Begin Records shown
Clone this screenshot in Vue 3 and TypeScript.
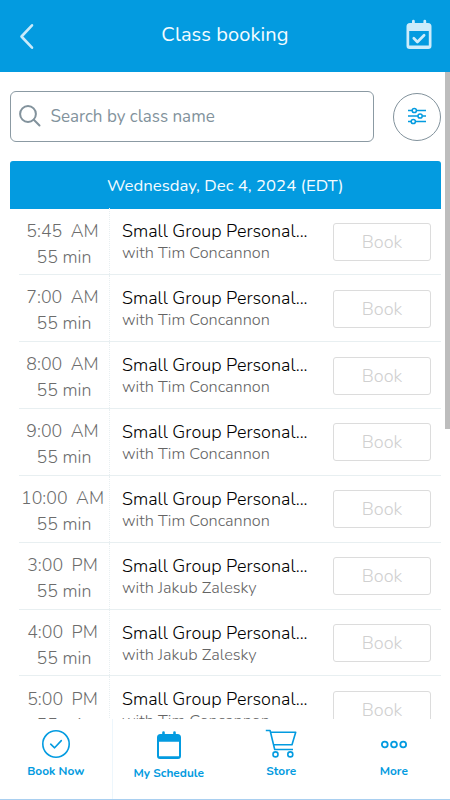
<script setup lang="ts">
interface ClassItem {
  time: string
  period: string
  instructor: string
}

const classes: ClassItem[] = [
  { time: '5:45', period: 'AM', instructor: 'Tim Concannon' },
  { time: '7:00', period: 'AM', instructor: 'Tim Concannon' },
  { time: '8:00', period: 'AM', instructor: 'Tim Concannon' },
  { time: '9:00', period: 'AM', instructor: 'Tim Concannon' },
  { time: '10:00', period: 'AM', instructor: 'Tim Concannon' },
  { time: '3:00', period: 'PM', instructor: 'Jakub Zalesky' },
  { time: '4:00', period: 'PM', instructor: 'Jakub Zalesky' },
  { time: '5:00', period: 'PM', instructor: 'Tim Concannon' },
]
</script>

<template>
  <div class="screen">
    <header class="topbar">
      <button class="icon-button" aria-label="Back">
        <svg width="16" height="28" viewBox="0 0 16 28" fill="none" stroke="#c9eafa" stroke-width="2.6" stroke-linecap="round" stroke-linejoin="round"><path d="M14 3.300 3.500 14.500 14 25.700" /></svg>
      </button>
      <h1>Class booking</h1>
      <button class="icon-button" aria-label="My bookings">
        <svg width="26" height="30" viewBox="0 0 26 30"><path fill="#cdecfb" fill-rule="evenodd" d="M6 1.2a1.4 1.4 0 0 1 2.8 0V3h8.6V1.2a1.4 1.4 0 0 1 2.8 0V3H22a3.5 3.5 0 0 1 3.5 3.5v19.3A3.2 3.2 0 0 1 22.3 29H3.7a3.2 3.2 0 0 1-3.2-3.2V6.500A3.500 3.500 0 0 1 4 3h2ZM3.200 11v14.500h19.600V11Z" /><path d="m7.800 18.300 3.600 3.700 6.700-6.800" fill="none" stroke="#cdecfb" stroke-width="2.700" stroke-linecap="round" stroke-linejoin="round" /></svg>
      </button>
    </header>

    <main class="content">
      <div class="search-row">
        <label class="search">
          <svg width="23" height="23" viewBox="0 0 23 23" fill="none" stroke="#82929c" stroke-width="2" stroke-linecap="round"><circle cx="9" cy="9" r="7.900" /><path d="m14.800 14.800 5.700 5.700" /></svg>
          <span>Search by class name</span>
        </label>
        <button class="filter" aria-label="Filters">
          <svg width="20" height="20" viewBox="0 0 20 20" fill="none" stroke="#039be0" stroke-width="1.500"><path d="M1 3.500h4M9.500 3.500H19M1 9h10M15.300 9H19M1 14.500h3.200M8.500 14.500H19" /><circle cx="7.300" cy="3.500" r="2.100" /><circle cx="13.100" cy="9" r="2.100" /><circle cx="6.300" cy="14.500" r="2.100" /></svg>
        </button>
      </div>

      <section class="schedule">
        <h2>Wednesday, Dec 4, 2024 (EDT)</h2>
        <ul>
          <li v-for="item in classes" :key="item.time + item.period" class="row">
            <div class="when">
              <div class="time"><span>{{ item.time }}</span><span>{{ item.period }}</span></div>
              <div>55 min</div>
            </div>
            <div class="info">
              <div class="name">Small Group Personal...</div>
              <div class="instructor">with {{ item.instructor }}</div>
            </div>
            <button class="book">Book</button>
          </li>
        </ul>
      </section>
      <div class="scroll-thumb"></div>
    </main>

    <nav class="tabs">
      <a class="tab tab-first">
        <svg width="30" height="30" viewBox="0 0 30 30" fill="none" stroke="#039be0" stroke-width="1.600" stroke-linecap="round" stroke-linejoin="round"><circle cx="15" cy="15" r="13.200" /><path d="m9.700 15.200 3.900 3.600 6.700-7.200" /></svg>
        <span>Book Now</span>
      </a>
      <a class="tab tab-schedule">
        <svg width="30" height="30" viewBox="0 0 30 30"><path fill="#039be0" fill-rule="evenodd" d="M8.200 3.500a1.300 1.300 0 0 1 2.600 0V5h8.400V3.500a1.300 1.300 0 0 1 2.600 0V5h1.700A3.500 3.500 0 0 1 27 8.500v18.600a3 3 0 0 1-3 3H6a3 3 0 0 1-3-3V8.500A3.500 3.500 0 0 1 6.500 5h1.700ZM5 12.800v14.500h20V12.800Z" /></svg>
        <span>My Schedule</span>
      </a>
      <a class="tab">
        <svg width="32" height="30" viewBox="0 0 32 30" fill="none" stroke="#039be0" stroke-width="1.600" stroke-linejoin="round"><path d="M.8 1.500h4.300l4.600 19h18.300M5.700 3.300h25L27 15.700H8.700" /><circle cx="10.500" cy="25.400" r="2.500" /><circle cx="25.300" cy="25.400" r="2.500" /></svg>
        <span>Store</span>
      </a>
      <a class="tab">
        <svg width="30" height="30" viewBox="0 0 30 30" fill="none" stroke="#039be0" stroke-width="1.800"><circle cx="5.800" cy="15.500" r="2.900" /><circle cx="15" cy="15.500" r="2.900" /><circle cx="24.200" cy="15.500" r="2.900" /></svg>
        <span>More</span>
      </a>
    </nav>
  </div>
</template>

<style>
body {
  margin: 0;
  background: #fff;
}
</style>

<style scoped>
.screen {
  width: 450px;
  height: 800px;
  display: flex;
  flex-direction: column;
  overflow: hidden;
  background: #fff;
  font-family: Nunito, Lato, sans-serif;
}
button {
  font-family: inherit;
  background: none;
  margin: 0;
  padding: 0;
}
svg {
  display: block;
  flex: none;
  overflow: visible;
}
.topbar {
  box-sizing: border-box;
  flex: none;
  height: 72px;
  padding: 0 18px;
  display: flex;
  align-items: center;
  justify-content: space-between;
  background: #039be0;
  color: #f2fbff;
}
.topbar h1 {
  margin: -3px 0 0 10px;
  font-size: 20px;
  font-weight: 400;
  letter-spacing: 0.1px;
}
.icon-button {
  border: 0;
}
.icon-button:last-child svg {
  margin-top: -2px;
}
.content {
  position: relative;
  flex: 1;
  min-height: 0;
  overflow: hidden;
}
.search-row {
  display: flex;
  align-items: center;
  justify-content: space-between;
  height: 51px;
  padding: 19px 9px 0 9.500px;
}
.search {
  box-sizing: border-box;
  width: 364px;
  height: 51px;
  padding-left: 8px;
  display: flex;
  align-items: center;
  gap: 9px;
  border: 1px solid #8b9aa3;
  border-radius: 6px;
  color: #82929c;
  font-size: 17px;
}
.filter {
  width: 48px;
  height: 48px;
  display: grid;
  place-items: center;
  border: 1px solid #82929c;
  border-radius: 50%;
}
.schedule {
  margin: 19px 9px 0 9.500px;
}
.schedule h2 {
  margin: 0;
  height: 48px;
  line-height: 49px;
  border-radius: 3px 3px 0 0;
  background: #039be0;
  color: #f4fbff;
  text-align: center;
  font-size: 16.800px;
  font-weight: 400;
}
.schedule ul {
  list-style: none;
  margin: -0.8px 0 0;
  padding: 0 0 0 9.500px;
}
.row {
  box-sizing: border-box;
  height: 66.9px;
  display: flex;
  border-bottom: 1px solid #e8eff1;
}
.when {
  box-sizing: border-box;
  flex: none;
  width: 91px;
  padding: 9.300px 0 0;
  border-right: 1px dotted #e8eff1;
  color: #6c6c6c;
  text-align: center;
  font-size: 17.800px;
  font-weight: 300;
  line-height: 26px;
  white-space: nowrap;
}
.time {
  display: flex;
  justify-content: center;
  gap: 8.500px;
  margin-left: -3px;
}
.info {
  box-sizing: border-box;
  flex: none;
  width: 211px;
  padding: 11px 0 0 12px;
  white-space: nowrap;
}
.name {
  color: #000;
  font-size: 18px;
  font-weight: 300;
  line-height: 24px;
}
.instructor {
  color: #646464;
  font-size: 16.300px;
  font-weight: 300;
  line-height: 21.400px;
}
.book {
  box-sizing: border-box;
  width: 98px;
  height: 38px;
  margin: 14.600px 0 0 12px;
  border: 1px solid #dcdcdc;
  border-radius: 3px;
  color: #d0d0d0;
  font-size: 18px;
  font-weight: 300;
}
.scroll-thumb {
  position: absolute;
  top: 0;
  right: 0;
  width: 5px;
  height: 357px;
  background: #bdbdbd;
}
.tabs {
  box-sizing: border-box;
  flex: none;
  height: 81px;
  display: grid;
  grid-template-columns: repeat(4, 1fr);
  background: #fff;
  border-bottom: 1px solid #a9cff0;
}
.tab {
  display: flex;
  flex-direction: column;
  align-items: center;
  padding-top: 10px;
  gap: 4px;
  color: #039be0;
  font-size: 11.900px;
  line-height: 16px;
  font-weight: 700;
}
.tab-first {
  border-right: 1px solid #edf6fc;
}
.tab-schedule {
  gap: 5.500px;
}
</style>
End Records shown
Begin Records shown
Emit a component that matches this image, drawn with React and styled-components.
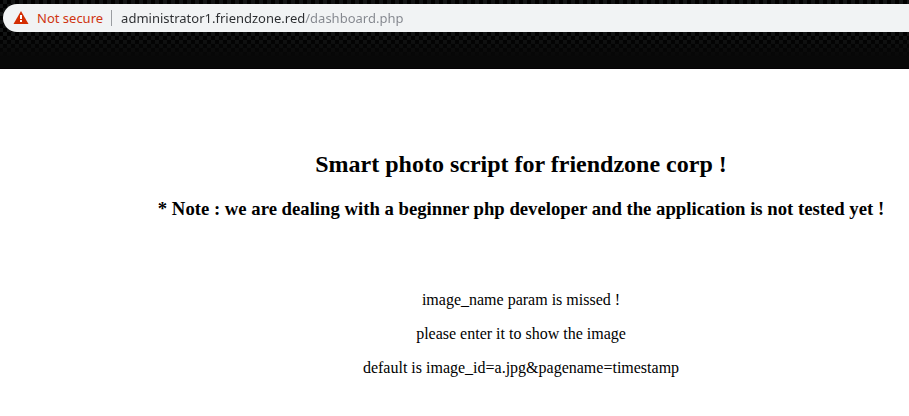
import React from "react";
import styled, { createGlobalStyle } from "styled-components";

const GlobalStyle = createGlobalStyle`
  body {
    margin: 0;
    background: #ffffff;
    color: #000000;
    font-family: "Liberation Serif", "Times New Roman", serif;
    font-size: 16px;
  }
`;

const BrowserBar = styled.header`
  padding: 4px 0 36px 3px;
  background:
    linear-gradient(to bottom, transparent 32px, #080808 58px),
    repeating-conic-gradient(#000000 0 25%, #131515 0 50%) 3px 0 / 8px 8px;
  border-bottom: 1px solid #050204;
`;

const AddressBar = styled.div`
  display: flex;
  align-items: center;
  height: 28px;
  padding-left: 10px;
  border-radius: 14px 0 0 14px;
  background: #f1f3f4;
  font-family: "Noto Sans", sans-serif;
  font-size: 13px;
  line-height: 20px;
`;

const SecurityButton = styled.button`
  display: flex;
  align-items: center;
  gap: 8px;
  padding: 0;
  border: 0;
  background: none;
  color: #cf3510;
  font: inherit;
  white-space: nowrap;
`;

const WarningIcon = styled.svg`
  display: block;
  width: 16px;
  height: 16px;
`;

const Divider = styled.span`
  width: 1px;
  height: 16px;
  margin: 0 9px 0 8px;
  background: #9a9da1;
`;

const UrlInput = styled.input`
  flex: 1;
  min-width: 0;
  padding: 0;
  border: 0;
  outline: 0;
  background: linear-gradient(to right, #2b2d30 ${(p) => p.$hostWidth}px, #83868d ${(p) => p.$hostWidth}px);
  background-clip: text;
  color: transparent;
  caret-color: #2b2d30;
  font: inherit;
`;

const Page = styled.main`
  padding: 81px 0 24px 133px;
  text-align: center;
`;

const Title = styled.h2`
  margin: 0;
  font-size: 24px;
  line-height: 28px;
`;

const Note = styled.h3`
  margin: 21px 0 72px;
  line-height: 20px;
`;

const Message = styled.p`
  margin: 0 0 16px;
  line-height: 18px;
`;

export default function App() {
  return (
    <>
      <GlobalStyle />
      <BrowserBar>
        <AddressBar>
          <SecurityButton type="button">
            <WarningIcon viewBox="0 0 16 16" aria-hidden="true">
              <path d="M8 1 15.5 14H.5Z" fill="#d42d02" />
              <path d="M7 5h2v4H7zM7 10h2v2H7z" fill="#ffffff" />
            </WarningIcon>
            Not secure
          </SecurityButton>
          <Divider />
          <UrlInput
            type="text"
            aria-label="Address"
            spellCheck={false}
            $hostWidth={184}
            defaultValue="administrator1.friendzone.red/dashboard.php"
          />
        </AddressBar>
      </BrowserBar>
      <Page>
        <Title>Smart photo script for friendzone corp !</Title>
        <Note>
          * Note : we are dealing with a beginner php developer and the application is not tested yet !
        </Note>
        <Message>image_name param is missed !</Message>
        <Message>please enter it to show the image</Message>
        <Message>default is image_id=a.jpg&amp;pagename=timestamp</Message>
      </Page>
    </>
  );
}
End Records shown
Begin Records shown
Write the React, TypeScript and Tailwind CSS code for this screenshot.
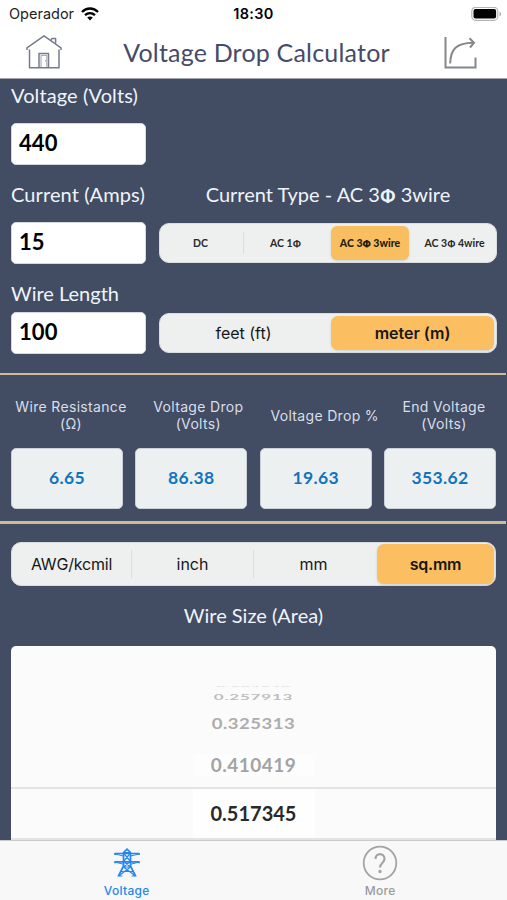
End Records shown
**Your goal:**
Tally the lines of the listing above that include the word "screenshot". Answer with the number alone.

**Finished task:**
2